Nation Code Canada·February 2026·7 min read

Government AI systems are different from commercial AI systems. When a retail company uses AI to recommend products and gets it wrong, the consequences are limited. When a government uses AI to make decisions about benefits eligibility, immigration applications, or program access, the consequences for real people can be severe.

This difference demands a different approach to building AI.

What Responsible AI Means in Government

The Government of Canada's Directive on Automated Decision-Making sets out a framework for responsible AI in the public sector. It requires impact assessments, algorithmic transparency, human oversight for high-impact decisions, and clear explanations for automated decisions.

These are the right principles. But principles are not enough. Responsible AI in government requires that these principles be translated into engineering requirements, built into systems from the start, and verified before deployment.

In practice, this means several things.

Transparency.
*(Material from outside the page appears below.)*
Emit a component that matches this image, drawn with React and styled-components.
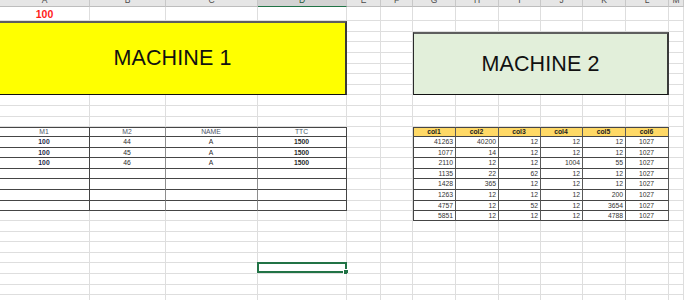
import React from "react";
import styled, { createGlobalStyle } from "styled-components";

const COLS = [90, 76, 92, 89, 34, 32, 43, 43, 42, 42, 43, 43, 15];
const LETTERS = ["A", "B", "C", "D", "E", "F", "G", "H", "I", "J", "K", "L", "M"];
const ROWS = [14, 11, 10, 11, 11, 10, 11, 10, 11, 11, 10, 10, 11, 10, 11, 10, 11, 11, 10, 10, 11, 10, 11, 10, 11, 11, 10, 11];
const SELECTED = { row: 25, col: 3 };

const LEFT_HEAD = ["M1", "M2", "NAME", "TTC"];
const LEFT_DATA = [
  ["100", "44", "A", "1500"],
  ["100", "45", "A", "1500"],
  ["100", "46", "A", "1500"],
  ["", "", "", ""],
  ["", "", "", ""],
  ["", "", "", ""],
  ["", "", "", ""],
];

const RIGHT_HEAD = ["col1", "col2", "col3", "col4", "col5", "col6"];
const RIGHT_DATA = [
  ["41263", "40200", "12", "12", "12", "1027"],
  ["1077", "14", "12", "12", "12", "1027"],
  ["2110", "12", "12", "1004", "55", "1027"],
  ["1135", "22", "62", "12", "12", "1027"],
  ["1428", "365", "12", "12", "12", "1027"],
  ["1263", "12", "12", "12", "200", "1027"],
  ["4757", "12", "52", "12", "3654", "1027"],
  ["5851", "12", "12", "12", "4788", "1027"],
];

const Global = createGlobalStyle`
  html, body { margin: 0; padding: 0; background: #fff; overflow: hidden; }
  body { font-family: "Liberation Sans", Arial, sans-serif; }
  * { box-sizing: border-box; }
`;

const Sheet = styled.div`
  display: grid;
  grid-template-columns: ${COLS.map((w) => `${w}px`).join(" ")};
  grid-template-rows: 7px ${ROWS.map((h) => `${h}px`).join(" ")};
  width: 684px;
  height: 300px;
  overflow: hidden;
  background: #fff;
`;

const ColHeader = styled.div`
  display: flex;
  align-items: flex-end;
  justify-content: center;
  overflow: hidden;
  padding-bottom: 1px;
  line-height: 9px;
  font-size: 8.5px;
  color: ${(p) => (p.$active ? "#1f5a38" : "#4a4a4a")};
  background: ${(p) => (p.$active ? "#d3d3d3" : "#e6e6e6")};
  border-right: 1px solid #c8c8c8;
  border-bottom: 1px solid ${(p) => (p.$active ? "#217346" : "#bdbdbd")};
`;

const GridCell = styled.div`
  border-right: 1px solid #dedede;
  border-bottom: 1px solid #dedede;
  position: relative;
  display: flex;
  align-items: center;
  justify-content: center;
  font-size: 10.5px;
  font-weight: 700;
  color: #ff1a1a;
`;

const SelectedCell = styled(GridCell)`
  &::before {
    content: "";
    position: absolute;
    left: -1px;
    top: -1px;
    right: -1px;
    bottom: 0;
    border: 2px solid #217346;
  }
  &::after {
    content: "";
    position: absolute;
    right: -3px;
    bottom: -2px;
    width: 4px;
    height: 4px;
    background: #217346;
    border: 1px solid #fff;
  }
`;

const TitleBox = styled.div`
  grid-column: ${(p) => p.$cols};
  grid-row: ${(p) => p.$rows};
  display: flex;
  align-items: center;
  justify-content: center;
  background: ${(p) => p.$fill};
  border-top: 2px solid #5e5e5e;
  border-left: ${(p) => (p.$left ? "1px solid #2a2a2a" : "none")};
  border-right: 2px solid #3a3a3a;
  border-bottom: 1px solid #111;
  font-size: 21.5px;
  color: #111;
  letter-spacing: 0.1px;
`;

const TCell = styled.div`
  display: flex;
  align-items: center;
  justify-content: ${(p) => (p.$align === "right" ? "flex-end" : "center")};
  padding: 0 2px 0 1px;
  overflow: hidden;
  white-space: nowrap;
  background: ${(p) => p.$fill || "#fff"};
  border-right: 1px solid ${(p) => p.$rc || "#454545"};
  border-bottom: 1px solid #454545;
  border-top: ${(p) => (p.$top ? "1px solid #454545" : "none")};
  border-left: ${(p) => (p.$left ? "1px solid #454545" : "none")};
  font-size: 6.8px;
  line-height: 8px;
  font-weight: ${(p) => (p.$bold ? 700 : 400)};
  color: ${(p) => p.$color || "#2a2a2a"};
`;

function cellFor(r, c) {
  const key = `${r}-${c}`;
  // yellow merged block: rows 2-8, cols A-D
  if (r >= 2 && r <= 8 && c <= 3) {
    if (r === 2 && c === 0)
      return (
        <TitleBox key={key} $cols="1 / 5" $rows="3 / 10" $fill="#ffff00">
          MACHINE 1
        </TitleBox>
      );
    return null;
  }
  // green merged block: rows 3-8, cols G-L
  if (r >= 3 && r <= 8 && c >= 6 && c <= 11) {
    if (r === 3 && c === 6)
      return (
        <TitleBox key={key} $cols="7 / 13" $rows="4 / 10" $fill="#e2efda" $left>
          MACHINE 2
        </TitleBox>
      );
    return null;
  }
  // left table: rows 12-19, cols A-D
  if (r >= 12 && r <= 19 && c <= 3) {
    const head = r === 12;
    const text = head ? LEFT_HEAD[c] : LEFT_DATA[r - 13][c];
    return (
      <TCell
        key={key}
        $top={head}
        $rc={c === 1 || c === 2 ? "#8e8e8e" : undefined}
        $bold={!head && (c === 0 || c === 3)}
        $color={head ? "#4d5566" : c === 0 ? "#1e2a4a" : undefined}
      >
        {text}
      </TCell>
    );
  }
  // right table: rows 12-20, cols G-L
  if (r >= 12 && r <= 20 && c >= 6 && c <= 11) {
    const head = r === 12;
    const i = c - 6;
    const text = head ? RIGHT_HEAD[i] : RIGHT_DATA[r - 13][i];
    return (
      <TCell
        key={key}
        $top={head}
        $left={i === 0}
        $rc="#5a5a5a"
        $fill={head ? "#ffd966" : undefined}
        $bold={head}
        $align={!head && i < 5 ? "right" : "center"}
        $color={head ? "#222" : "#333"}
      >
        {text}
      </TCell>
    );
  }
  if (r === SELECTED.row && c === SELECTED.col) return <SelectedCell key={key} />;
  if (r === 1 && c === 0) return <GridCell key={key}>100</GridCell>;
  return <GridCell key={key} />;
}

export default function App() {
  const items = [];
  LETTERS.forEach((l, c) =>
    items.push(
      <ColHeader key={`h-${l}`} $active={c === SELECTED.col}>
        {l}
      </ColHeader>
    )
  );
  for (let r = 1; r <= ROWS.length; r++) {
    for (let c = 0; c < COLS.length; c++) {
      const el = cellFor(r, c);
      if (el) items.push(el);
    }
  }
  return (
    <>
      <Global />
      <Sheet>{items}</Sheet>
    </>
  );
}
Citizens affected by AI-assisted government decisions have a right to understand how those decisions were made. This is not just a communication principle. It is an engineering requirement. AI systems used in government must be designed so their outputs are explainable, not just to technical teams, but to the citizens they affect and the oversight bodies that govern them.

Bias testing. Government AI systems serve all Canadians. But AI systems trained on historical data can encode and amplify historical patterns of discrimination. Before any government AI system goes live, it must be tested for bias across the demographic groups it will affect, with results documented and reviewed.

Human oversight. For any decision with significant consequences for a person, AI should inform and support human decision-makers, not replace them. This is not a limitation of AI. It is a governance requirement. Automated systems can be wrong. Humans provide accountability.

Privacy by design. Government AI systems often handle sensitive personal data. Privacy cannot be a consideration added after the system is built. It must be designed in from the beginning, with data minimization, consent, and PIPEDA compliance treated as engineering requirements.

What Gets Built Wrong

The most common failure mode in government AI is not malice. It is optimism. Teams build useful tools, demonstrate strong performance on test data, and deploy quickly without fully working through the edge cases, the bias risks, and the human oversight workflows.

Another common failure is treating responsible AI as a checklist rather than a design principle. Conducting a bias audit after the system is built, rather than designing for fairness from the start, is a common and costly mistake.

Finally, many government AI systems fail because they are not tested with the full diversity of the population they will serve. A system that works well for the average user may fail badly for newcomers, people with disabilities, speakers of minority languages, or people in unusual circumstances.

What Good Looks Like

Responsible government AI starts with a clear problem statement and a realistic assessment of whether AI is the right tool. Not every problem needs AI.

When AI is the right tool, it starts with diverse training data, regular bias evaluations, and documented design decisions. It includes explainability mechanisms that can produce plain-language outputs for citizens. It includes human review workflows for high-stakes decisions. It includes privacy impact assessments and PIPEDA compliance reviews before deployment.

And it includes ongoing monitoring after launch, with clear processes for identifying and correcting problems when they arise.

Nation Code Canada's Approach

At Nation Code Canada, every AI system we build for the public sector goes through a formal responsible AI review before deployment. This review covers bias testing across relevant demographic groups, explainability of outputs, human oversight workflow design, privacy compliance, and documentation suitable for sharing with oversight bodies.

We build responsible AI because we believe government technology should serve everyone fairly. That is not just an aspiration. It is a design requirement.